* _TASK TO CARRY OUT_
Reproduce the material word for word; the images stay out.

* _PROVIDED MATERIAL_
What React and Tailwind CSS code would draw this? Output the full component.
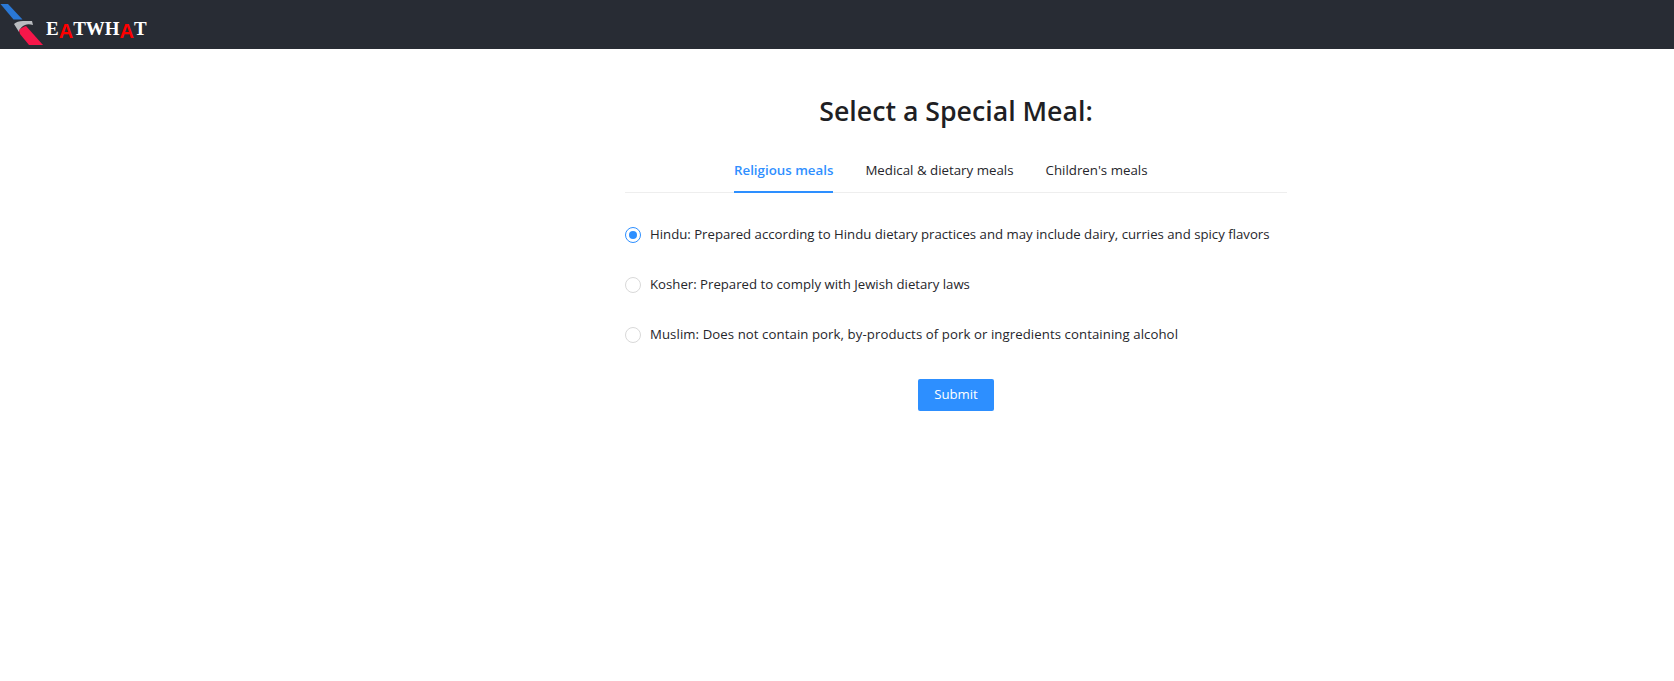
import React, { useState } from "react";

const FONT = "font-['Open_Sans','Noto_Sans',sans-serif]";

const tabs = ["Religious meals", "Medical & dietary meals", "Children's meals"];

const meals = [
  { text: "Hindu: Prepared according to Hindu dietary practices and may include dairy, curries and spicy flavors", track: "" },
  { text: "Kosher: Prepared to comply with Jewish dietary laws", track: "" },
  { text: "Muslim: Does not contain pork, by-products of pork or ingredients containing alcohol", track: "tracking-[0.08px]" },
];

const Logo = () => (
  <svg width="44" height="46" viewBox="0 0 44 46" className="shrink-0">
    <path d="M0.5 4 L8 4 L22.5 19.5 L13.5 19.5 Z" fill="#2a78d6" />
    <path d="M14 24 C16 22 19 21 23 21 L32 21 L33 25 C30 24 27 24 25 25 C22 26 20 28 19 32 Z" fill="#b9bcc0" />
    <path d="M19 30 C21 28 23 27 26 26 L43 45 L29 45 L20 34 Z" fill="#f5174a" />
  </svg>
);

const RedA = ({ children }) => (
  <span className="text-[#ff0000] text-[20px] align-[-3px] font-['Liberation_Sans',sans-serif]">{children}</span>
);

const App = () => {
  const [selected, setSelected] = useState(0);

  return (
    <div className={`min-h-[681px] bg-white ${FONT}`}>
      {/* HEADER */}
      <div className="h-[49px] bg-[#282c34] flex items-start overflow-hidden">
        <Logo />
        <div className="ml-[2px] mt-[19px] text-[19px] leading-[20px] font-bold text-white font-['Liberation_Serif',serif] whitespace-nowrap">
          E<RedA>A</RedA>TWH<RedA>A</RedA>T
        </div>
      </div>

      <div className="ml-[625px] w-[662px] pt-[44px]">
        <h1 className="text-[26.7px] leading-[36px] font-semibold text-[#1f1f24] text-center">
          Select a Special Meal:
        </h1>

        {/* TABS */}
        <div className="mt-[24px] pl-[109px] flex gap-8 border-b border-[#eeeeee] h-[40px]">
          {tabs.map((tab, idx) => (
            <div
              key={tab}
              className={`h-[40px] pt-[6px] text-[13.3px] leading-[22px] ${
                idx === 0
                  ? "font-semibold text-[#2f8fff] border-b-2 border-[#2d8fff]"
                  : "text-[#26262b]"
              }`}
            >
              {tab}
            </div>
          ))}
        </div>

        {/* OPTIONS */}
        <div className="mt-[30px] flex flex-col gap-[28px]">
          {meals.map((meal, idx) => (
            <label key={meal.text} className="flex items-center h-[22px] cursor-pointer">
              <input
                type="radio"
                name="meal"
                className="sr-only"
                checked={selected === idx}
                onChange={() => setSelected(idx)}
              />
              <span
                className={`mt-[1px] w-4 h-4 rounded-full border flex items-center justify-center shrink-0 ${
                  selected === idx ? "border-[#2d8fff]" : "border-[#d9d9d9]"
                }`}
              >
                {selected === idx && <span className="w-2 h-2 rounded-full bg-[#2d8fff]" />}
              </span>
              <span className={`ml-[9px] text-[13.2px] leading-[22px] text-[#26262b] whitespace-nowrap ${meal.track}`}>
                {meal.text}
              </span>
            </label>
          ))}
        </div>

        <div className="mt-[34px] flex justify-center">
          <button className="w-[76px] h-[32px] rounded-[2px] bg-[#2d8fff] text-white text-[13.2px]">
            Submit
          </button>
        </div>
      </div>
    </div>
  );
};

export default App;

* _SOLUTION TO THE PROBLEM_
What React and Tailwind CSS code would draw this? Output the full component.
import React, { useState } from "react";

const FONT = "font-['Open_Sans','Noto_Sans',sans-serif]";

const tabs = ["Religious meals", "Medical & dietary meals", "Children's meals"];

const meals = [
  { text: "Hindu: Prepared according to Hindu dietary practices and may include dairy, curries and spicy flavors", track: "" },
  { text: "Kosher: Prepared to comply with Jewish dietary laws", track: "" },
  { text: "Muslim: Does not contain pork, by-products of pork or ingredients containing alcohol", track: "tracking-[0.08px]" },
];

const Logo = () => (
  <svg width="44" height="46" viewBox="0 0 44 46" className="shrink-0">
    <path d="M0.5 4 L8 4 L22.5 19.5 L13.5 19.5 Z" fill="#2a78d6" />
    <path d="M14 24 C16 22 19 21 23 21 L32 21 L33 25 C30 24 27 24 25 25 C22 26 20 28 19 32 Z" fill="#b9bcc0" />
    <path d="M19 30 C21 28 23 27 26 26 L43 45 L29 45 L20 34 Z" fill="#f5174a" />
  </svg>
);

const RedA = ({ children }) => (
  <span className="text-[#ff0000] text-[20px] align-[-3px] font-['Liberation_Sans',sans-serif]">{children}</span>
);

const App = () => {
  const [selected, setSelected] = useState(0);

  return (
    <div className={`min-h-[681px] bg-white ${FONT}`}>
      {/* HEADER */}
      <div className="h-[49px] bg-[#282c34] flex items-start overflow-hidden">
        <Logo />
        <div className="ml-[2px] mt-[19px] text-[19px] leading-[20px] font-bold text-white font-['Liberation_Serif',serif] whitespace-nowrap">
          E<RedA>A</RedA>TWH<RedA>A</RedA>T
        </div>
      </div>

      <div className="ml-[625px] w-[662px] pt-[44px]">
        <h1 className="text-[26.7px] leading-[36px] font-semibold text-[#1f1f24] text-center">
          Select a Special Meal:
        </h1>

        {/* TABS */}
        <div className="mt-[24px] pl-[109px] flex gap-8 border-b border-[#eeeeee] h-[40px]">
          {tabs.map((tab, idx) => (
            <div
              key={tab}
              className={`h-[40px] pt-[6px] text-[13.3px] leading-[22px] ${
                idx === 0
                  ? "font-semibold text-[#2f8fff] border-b-2 border-[#2d8fff]"
                  : "text-[#26262b]"
              }`}
            >
              {tab}
            </div>
          ))}
        </div>

        {/* OPTIONS */}
        <div className="mt-[30px] flex flex-col gap-[28px]">
          {meals.map((meal, idx) => (
            <label key={meal.text} className="flex items-center h-[22px] cursor-pointer">
              <input
                type="radio"
                name="meal"
                className="sr-only"
                checked={selected === idx}
                onChange={() => setSelected(idx)}
              />
              <span
                className={`mt-[1px] w-4 h-4 rounded-full border flex items-center justify-center shrink-0 ${
                  selected === idx ? "border-[#2d8fff]" : "border-[#d9d9d9]"
                }`}
              >
                {selected === idx && <span className="w-2 h-2 rounded-full bg-[#2d8fff]" />}
              </span>
              <span className={`ml-[9px] text-[13.2px] leading-[22px] text-[#26262b] whitespace-nowrap ${meal.track}`}>
                {meal.text}
              </span>
            </label>
          ))}
        </div>

        <div className="mt-[34px] flex justify-center">
          <button className="w-[76px] h-[32px] rounded-[2px] bg-[#2d8fff] text-white text-[13.2px]">
            Submit
          </button>
        </div>
      </div>
    </div>
  );
};

export default App;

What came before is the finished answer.